(Interface markup and scripts)
◆ ◆ ◆

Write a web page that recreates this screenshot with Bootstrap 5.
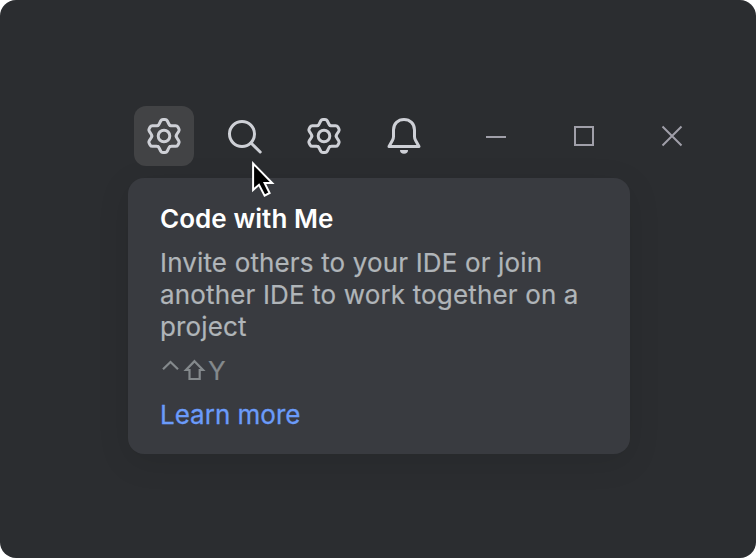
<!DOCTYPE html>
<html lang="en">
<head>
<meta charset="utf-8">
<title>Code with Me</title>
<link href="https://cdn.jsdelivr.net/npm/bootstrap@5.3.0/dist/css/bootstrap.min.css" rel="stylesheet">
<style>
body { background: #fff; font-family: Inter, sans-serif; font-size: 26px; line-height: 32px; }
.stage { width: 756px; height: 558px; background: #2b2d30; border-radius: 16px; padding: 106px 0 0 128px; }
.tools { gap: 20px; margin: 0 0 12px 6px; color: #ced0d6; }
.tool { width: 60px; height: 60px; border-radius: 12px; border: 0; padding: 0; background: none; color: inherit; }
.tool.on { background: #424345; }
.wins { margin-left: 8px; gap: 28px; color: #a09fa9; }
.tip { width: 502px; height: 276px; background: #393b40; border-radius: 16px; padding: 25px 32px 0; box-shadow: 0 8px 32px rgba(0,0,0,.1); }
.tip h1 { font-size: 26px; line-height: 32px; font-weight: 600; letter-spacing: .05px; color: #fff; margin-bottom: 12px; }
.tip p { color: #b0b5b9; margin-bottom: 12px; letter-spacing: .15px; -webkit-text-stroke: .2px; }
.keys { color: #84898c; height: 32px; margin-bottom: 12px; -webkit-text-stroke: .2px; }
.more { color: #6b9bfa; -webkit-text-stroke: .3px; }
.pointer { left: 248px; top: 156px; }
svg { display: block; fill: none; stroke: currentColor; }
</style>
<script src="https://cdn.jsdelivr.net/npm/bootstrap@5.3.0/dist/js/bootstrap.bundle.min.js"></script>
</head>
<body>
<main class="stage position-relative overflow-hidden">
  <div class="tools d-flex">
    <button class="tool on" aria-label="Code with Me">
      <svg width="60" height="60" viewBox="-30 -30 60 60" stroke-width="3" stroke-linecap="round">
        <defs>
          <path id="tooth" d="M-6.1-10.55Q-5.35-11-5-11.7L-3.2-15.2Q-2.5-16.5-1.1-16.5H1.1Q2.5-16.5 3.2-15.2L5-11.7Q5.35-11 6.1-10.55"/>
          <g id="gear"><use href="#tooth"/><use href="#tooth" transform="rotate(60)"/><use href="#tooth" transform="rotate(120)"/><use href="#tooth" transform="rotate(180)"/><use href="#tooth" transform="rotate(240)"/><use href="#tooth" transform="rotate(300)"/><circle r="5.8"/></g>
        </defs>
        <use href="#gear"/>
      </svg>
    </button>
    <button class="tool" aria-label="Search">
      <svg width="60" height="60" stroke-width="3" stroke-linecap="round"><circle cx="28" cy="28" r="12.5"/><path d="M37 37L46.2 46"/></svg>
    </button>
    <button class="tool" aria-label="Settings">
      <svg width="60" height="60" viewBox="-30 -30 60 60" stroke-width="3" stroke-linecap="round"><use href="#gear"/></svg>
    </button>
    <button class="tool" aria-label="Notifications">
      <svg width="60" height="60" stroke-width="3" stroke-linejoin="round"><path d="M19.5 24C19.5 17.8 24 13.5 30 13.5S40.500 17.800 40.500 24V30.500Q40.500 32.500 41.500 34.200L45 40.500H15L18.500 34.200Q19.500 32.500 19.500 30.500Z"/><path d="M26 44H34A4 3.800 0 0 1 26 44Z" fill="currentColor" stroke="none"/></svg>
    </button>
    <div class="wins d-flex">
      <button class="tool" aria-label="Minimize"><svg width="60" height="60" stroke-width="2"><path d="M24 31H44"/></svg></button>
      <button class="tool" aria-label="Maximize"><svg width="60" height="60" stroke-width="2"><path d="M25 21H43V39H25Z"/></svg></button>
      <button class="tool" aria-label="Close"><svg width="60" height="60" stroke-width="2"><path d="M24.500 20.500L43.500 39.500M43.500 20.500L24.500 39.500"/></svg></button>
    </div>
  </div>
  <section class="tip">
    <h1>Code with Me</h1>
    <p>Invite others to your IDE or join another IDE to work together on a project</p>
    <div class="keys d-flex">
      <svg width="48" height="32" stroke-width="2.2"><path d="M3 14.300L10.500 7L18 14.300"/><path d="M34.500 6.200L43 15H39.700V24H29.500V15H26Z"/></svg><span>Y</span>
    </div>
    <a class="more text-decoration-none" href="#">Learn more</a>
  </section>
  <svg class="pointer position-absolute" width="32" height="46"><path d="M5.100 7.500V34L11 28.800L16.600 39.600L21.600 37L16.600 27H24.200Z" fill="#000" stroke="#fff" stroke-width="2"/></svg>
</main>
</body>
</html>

◆ ◆ ◆

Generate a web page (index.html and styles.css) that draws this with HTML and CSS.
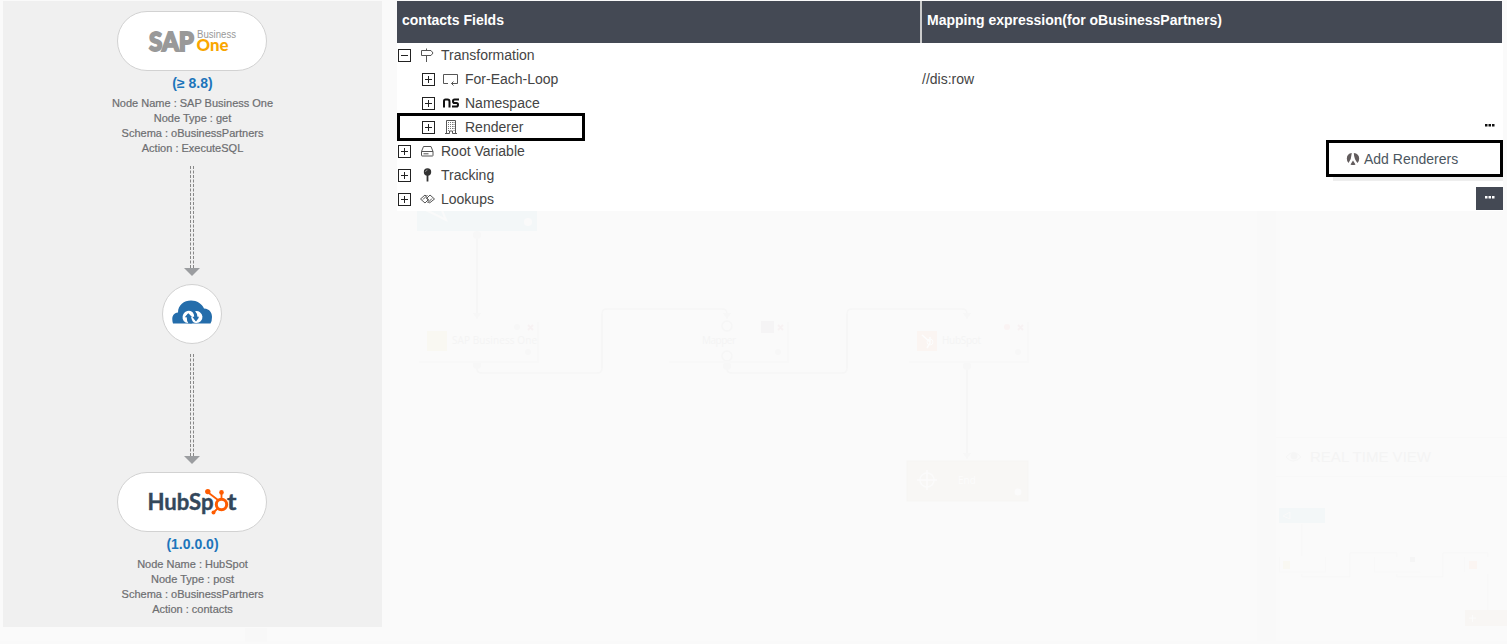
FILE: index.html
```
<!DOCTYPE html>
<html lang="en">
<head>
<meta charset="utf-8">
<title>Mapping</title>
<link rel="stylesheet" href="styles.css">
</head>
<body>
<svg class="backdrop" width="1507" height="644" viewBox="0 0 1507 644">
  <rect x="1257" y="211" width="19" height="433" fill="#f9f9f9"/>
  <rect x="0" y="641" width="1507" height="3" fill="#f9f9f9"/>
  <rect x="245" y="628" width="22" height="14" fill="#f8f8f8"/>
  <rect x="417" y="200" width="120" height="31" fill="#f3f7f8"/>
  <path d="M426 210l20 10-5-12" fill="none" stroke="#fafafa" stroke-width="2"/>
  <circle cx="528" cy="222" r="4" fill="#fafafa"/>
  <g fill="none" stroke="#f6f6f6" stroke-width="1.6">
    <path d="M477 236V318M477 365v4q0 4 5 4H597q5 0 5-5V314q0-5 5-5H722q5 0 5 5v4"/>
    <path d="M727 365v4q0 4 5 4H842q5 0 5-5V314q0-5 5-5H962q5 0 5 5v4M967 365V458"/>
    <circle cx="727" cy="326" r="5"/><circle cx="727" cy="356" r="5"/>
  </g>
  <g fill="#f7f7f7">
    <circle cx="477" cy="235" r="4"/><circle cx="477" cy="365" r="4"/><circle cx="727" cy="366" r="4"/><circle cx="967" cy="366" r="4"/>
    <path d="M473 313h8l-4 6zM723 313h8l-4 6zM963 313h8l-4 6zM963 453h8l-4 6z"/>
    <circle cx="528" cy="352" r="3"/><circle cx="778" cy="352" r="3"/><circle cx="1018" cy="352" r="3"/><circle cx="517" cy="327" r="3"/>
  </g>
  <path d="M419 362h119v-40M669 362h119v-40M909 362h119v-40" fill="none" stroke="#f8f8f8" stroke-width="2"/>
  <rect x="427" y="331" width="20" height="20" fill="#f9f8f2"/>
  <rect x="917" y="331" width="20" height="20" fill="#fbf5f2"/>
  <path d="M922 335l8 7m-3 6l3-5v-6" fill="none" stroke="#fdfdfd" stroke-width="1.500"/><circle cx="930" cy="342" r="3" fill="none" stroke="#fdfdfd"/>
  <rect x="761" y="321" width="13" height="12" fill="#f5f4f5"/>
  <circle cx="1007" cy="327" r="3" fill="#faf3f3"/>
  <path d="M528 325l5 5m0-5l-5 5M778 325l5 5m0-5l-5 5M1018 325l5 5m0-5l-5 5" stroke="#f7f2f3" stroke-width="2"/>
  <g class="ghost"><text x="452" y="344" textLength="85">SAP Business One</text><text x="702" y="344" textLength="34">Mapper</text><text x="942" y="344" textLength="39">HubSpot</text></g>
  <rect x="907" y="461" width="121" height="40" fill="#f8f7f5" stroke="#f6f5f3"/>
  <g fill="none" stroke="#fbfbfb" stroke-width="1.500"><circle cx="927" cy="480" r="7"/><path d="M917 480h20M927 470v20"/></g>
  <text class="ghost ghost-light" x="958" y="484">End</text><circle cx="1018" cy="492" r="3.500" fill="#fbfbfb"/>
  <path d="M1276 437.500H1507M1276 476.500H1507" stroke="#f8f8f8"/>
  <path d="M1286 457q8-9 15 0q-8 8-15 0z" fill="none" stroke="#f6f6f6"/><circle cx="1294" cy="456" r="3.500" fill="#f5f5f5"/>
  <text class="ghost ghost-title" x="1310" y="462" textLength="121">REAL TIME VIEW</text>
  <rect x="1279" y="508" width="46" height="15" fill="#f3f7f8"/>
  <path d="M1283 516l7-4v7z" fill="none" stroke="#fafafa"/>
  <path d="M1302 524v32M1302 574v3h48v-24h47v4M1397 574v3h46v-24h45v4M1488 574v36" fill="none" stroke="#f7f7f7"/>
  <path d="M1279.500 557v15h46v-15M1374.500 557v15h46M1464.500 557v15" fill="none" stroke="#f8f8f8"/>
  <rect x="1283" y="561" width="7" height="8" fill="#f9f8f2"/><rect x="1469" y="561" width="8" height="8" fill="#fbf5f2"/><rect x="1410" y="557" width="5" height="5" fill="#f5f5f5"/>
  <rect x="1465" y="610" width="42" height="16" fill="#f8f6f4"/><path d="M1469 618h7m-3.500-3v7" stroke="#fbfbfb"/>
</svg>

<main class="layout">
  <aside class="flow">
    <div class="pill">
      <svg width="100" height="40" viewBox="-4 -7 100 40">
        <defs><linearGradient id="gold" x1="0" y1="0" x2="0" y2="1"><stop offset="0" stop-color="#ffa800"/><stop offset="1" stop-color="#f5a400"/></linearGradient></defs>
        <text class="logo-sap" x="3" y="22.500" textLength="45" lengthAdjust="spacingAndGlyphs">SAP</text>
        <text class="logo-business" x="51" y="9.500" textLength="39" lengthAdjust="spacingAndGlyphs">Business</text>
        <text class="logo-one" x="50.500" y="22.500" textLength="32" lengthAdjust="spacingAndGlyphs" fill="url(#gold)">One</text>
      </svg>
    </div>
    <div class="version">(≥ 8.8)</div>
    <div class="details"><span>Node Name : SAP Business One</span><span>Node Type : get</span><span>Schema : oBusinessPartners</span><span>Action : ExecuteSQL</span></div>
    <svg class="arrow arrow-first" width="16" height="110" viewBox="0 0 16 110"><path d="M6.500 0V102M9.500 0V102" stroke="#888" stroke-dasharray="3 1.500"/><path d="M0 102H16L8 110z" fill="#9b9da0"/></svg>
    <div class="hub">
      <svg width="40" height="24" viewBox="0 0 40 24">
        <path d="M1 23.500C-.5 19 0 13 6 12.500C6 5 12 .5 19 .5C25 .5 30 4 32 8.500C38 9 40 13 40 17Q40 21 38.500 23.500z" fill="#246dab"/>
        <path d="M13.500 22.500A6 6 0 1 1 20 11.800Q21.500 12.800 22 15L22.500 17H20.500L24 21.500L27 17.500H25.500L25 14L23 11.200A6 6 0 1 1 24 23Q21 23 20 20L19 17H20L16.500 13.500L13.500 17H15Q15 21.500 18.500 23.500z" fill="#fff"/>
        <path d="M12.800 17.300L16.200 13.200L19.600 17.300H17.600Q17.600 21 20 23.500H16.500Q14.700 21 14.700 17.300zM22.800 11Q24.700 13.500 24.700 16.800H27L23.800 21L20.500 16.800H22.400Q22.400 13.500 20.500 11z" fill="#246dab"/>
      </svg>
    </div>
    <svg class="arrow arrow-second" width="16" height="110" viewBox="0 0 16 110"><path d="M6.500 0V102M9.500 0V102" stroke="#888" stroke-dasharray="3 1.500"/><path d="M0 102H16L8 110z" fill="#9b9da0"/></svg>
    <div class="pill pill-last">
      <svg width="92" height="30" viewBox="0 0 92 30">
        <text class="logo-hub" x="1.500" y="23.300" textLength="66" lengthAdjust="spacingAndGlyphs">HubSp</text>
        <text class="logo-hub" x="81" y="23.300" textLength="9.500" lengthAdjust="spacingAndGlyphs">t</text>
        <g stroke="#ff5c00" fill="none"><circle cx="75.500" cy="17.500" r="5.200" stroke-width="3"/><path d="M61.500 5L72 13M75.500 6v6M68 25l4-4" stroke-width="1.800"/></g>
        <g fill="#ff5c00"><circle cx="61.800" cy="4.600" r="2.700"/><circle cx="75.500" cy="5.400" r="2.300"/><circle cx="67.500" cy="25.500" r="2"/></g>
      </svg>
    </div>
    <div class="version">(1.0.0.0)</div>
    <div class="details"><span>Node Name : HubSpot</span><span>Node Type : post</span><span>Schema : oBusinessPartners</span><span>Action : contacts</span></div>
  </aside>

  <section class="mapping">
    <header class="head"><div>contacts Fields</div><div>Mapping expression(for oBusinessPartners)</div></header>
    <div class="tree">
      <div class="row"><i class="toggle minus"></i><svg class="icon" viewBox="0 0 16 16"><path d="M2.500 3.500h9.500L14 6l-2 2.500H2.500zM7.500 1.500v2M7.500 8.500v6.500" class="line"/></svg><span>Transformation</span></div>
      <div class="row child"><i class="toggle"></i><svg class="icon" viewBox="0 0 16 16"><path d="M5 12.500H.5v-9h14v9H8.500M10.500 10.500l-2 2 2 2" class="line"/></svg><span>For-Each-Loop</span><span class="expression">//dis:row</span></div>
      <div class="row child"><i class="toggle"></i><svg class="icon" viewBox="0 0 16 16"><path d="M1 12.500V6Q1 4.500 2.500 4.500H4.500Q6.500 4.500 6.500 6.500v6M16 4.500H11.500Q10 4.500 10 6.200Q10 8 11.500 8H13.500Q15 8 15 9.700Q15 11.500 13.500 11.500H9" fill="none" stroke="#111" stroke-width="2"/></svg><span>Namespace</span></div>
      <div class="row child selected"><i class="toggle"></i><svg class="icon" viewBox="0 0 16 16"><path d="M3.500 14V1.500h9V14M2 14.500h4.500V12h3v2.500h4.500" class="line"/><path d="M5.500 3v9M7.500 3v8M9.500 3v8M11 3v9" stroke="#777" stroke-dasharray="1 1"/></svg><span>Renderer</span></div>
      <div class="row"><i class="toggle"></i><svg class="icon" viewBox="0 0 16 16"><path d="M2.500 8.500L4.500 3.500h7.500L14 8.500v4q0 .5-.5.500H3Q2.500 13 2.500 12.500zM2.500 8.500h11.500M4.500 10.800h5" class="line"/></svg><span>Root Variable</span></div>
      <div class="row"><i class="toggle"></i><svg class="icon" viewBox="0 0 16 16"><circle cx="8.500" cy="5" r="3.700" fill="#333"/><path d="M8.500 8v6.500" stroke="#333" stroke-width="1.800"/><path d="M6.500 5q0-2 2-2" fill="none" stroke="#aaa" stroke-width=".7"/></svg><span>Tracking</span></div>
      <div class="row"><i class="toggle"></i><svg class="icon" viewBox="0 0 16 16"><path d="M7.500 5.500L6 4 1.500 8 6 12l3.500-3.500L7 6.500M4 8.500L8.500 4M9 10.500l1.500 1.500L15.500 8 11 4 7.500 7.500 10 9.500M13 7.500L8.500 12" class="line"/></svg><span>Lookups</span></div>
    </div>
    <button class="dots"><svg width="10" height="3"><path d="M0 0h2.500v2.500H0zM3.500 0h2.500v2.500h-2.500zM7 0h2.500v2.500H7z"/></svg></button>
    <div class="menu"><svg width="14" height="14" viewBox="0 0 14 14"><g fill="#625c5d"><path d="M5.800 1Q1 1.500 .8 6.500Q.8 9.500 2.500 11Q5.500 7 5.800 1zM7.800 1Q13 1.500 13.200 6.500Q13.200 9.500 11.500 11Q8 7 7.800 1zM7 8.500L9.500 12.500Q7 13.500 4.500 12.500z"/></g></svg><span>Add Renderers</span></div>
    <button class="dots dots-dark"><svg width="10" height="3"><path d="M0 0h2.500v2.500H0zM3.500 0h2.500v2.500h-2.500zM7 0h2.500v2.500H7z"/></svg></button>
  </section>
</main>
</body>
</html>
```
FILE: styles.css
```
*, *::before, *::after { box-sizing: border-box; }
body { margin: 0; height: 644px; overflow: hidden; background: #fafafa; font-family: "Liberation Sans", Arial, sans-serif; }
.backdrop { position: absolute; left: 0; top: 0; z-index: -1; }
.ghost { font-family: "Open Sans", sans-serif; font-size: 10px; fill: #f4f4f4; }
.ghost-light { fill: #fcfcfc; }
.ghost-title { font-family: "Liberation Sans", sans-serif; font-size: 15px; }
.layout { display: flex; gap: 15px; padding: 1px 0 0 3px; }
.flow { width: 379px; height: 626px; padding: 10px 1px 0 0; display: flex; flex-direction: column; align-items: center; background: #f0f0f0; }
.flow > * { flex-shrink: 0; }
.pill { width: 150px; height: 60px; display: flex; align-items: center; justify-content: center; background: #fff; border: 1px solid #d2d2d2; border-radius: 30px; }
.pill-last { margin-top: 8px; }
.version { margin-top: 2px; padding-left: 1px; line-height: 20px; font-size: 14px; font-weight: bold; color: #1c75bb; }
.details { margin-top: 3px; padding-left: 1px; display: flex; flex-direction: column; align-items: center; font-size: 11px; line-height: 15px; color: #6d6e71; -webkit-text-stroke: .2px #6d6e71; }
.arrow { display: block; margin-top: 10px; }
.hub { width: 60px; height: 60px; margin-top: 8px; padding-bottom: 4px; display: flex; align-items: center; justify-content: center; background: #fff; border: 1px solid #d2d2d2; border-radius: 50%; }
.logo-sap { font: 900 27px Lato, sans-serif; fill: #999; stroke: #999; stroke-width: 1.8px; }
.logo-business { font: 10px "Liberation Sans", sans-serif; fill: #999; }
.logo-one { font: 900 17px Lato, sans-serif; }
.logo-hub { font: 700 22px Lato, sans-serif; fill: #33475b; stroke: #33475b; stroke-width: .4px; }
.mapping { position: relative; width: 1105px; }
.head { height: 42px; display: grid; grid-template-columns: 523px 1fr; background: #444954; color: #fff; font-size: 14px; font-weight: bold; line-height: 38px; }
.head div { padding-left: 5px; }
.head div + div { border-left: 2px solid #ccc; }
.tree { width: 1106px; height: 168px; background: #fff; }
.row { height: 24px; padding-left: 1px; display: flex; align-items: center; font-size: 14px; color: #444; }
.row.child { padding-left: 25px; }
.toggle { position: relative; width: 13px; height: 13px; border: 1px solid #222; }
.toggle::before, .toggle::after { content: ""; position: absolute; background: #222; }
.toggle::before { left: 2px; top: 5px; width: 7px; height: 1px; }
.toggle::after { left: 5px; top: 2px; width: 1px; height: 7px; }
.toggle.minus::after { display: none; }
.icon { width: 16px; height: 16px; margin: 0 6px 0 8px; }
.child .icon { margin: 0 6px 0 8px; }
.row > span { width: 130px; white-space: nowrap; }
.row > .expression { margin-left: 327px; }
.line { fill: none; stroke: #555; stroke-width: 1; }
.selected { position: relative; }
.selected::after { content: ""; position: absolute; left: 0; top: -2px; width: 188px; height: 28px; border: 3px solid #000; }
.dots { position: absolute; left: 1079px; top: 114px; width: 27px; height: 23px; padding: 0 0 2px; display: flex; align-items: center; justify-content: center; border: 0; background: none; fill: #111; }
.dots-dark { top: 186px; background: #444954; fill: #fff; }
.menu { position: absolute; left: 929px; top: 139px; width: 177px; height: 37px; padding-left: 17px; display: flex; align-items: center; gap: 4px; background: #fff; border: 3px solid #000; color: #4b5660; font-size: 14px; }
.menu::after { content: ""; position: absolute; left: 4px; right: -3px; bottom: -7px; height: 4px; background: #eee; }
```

◆ ◆ ◆

Each line that has the word "index" should be copied.

Generate a web page (index.html and styles.css) that draws this with HTML and CSS.
FILE: index.html
.backdrop { position: absolute; left: 0; top: 0; z-index: -1; }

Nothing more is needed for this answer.